Equities, despite the current summer malaise, can still find support as many are too afraid to sell in a flat to rising rate environment. Just Friday, Credit Suisse raised its year-end forecast for the S&P 500 and told investors to "stick with equities." In a note the broker published, its head of global equity said "the bull market will continue" because interest rates will remain low, earnings will come in stronger than expected and the normal signs of a peak in the credit cycle are simply not there.

Quoted first on CNBC, the analyst, Andrew Garthwaite, said that perhaps the most important factor of the current bull market is a slowdown in wage growth.

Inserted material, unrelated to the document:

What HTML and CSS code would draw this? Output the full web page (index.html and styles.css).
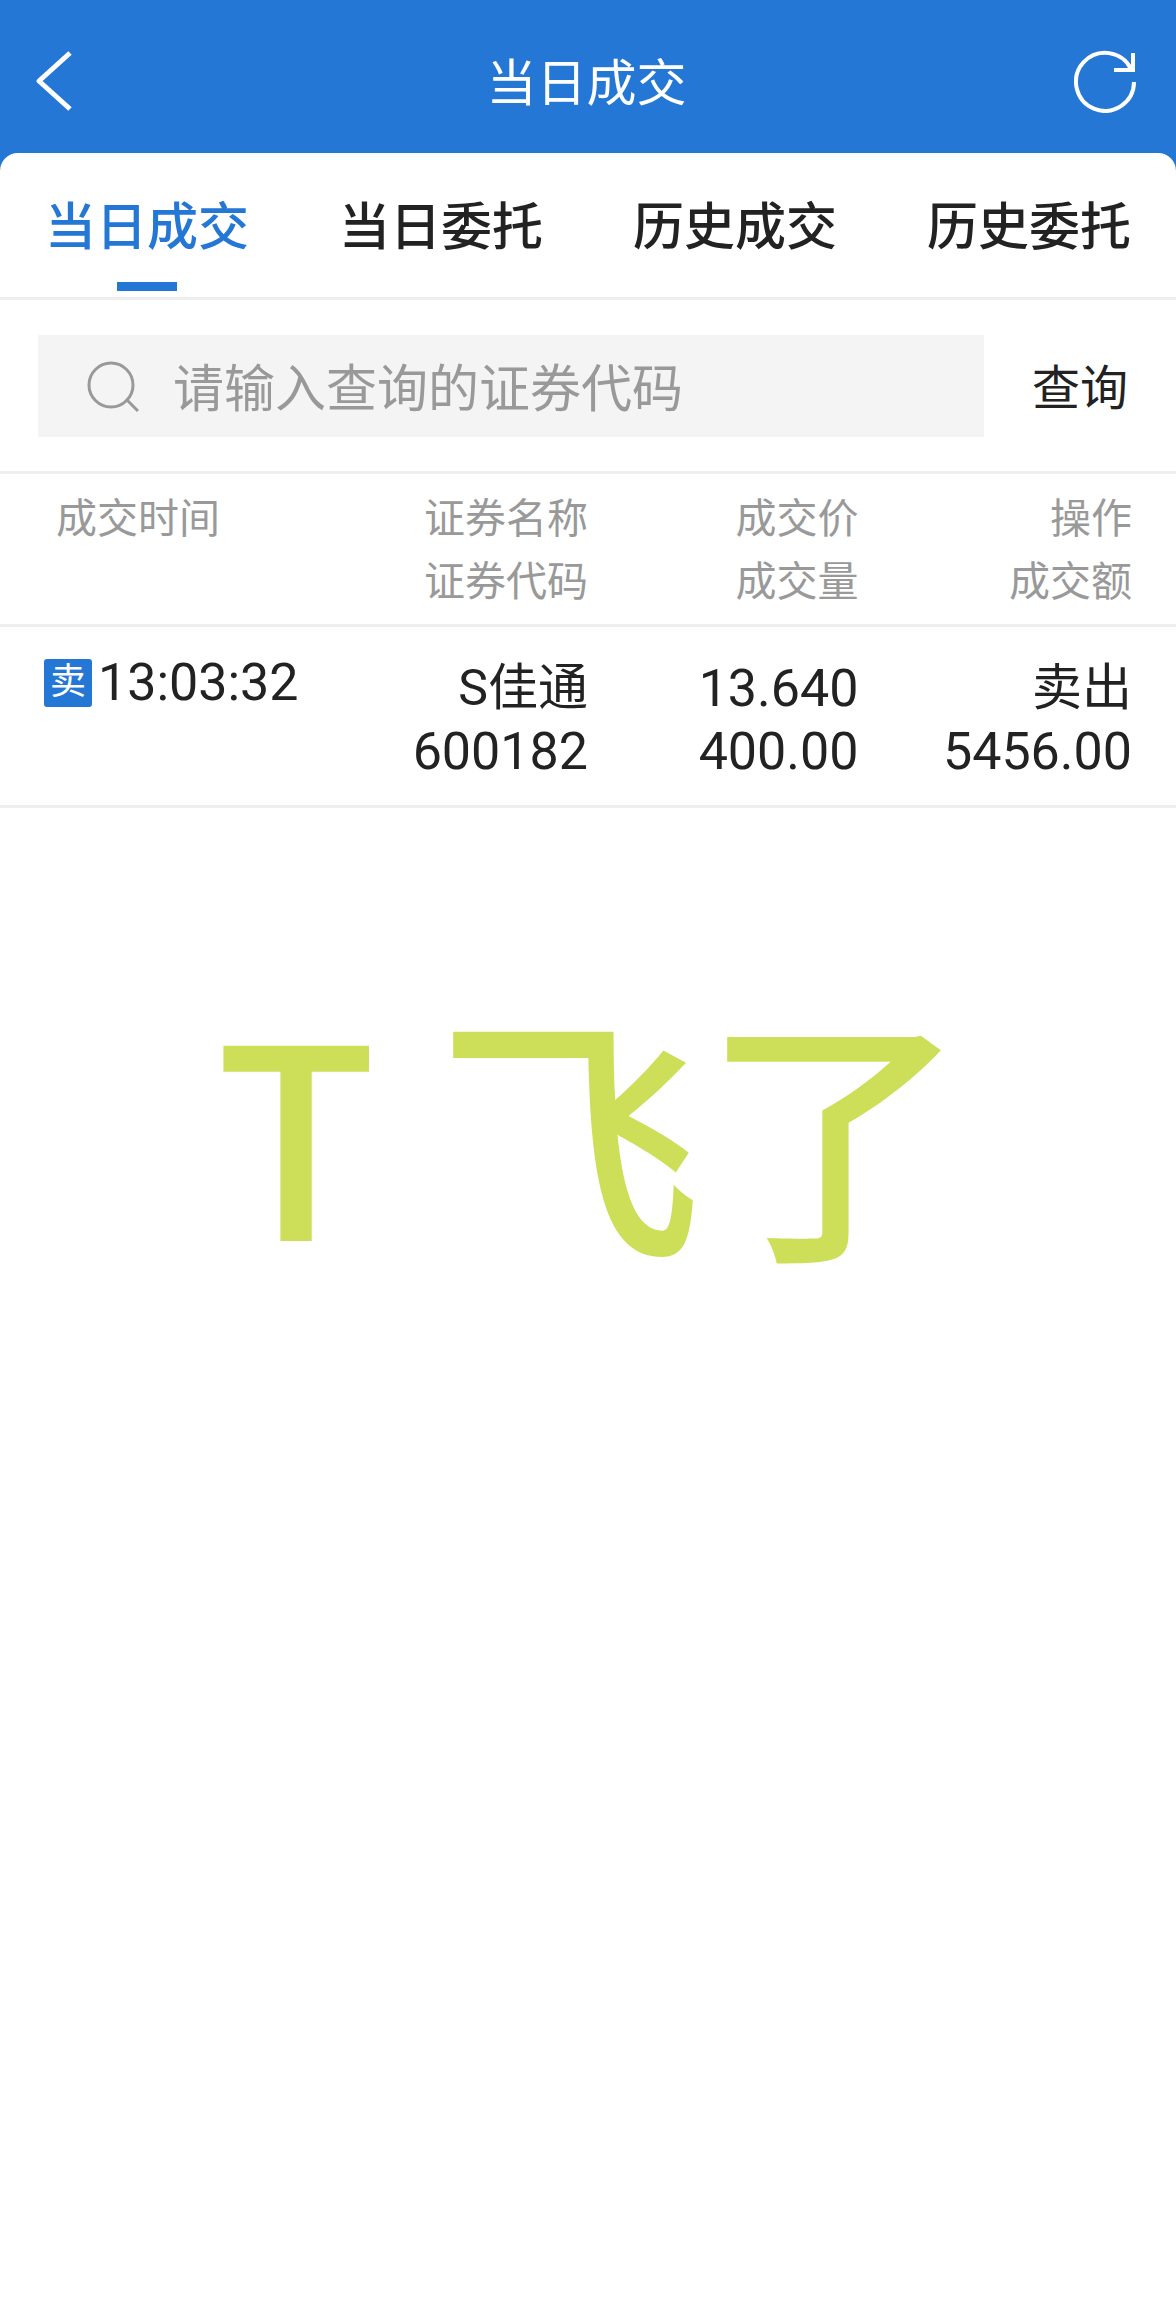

"The critical issue is that the acceleration in U.S. wage growth that had been evident has slowed down," he said. He went on to say the labor force is "unlikely" to command more pricing power until other, tighter labor markets like the United Kingdom or Japan experience acceleration in wage growth.

Larry Peruzzi, Managing Director International Equities at Mischler Financial reported Traders and investors returned last week from the previous holiday-shortened week on Monday with the same resolve – not to do much.

“They were not willing to outright sell and not looking to make large bets,” Peruzzi began. “As a result, U.S and global markets resumed their slow, steady and non-volatile rise to new records. The MSCI all country world index closed Thursday at an all-time high. Thursday’s June PPI data was largely in line which failed to move the markets.”

Also, adding credence to the no Fed for a while sentiment, the consumer price index, measuring what consumers pay for everything from apparel to used cars, was unchanged in June from the prior month. From a year earlier, the CPI was up 1.6 percent, the fourth month of surprising weakness. Excluding food and energy, the core prices rose 0.1 percent, compared to expectations of 0.2 percent.

Also, retail sales fell 0.2 percent in June, down for a second straight month. The back-to-back monthly decline was the first time two months in a row posted lower consecutive gains since last summer.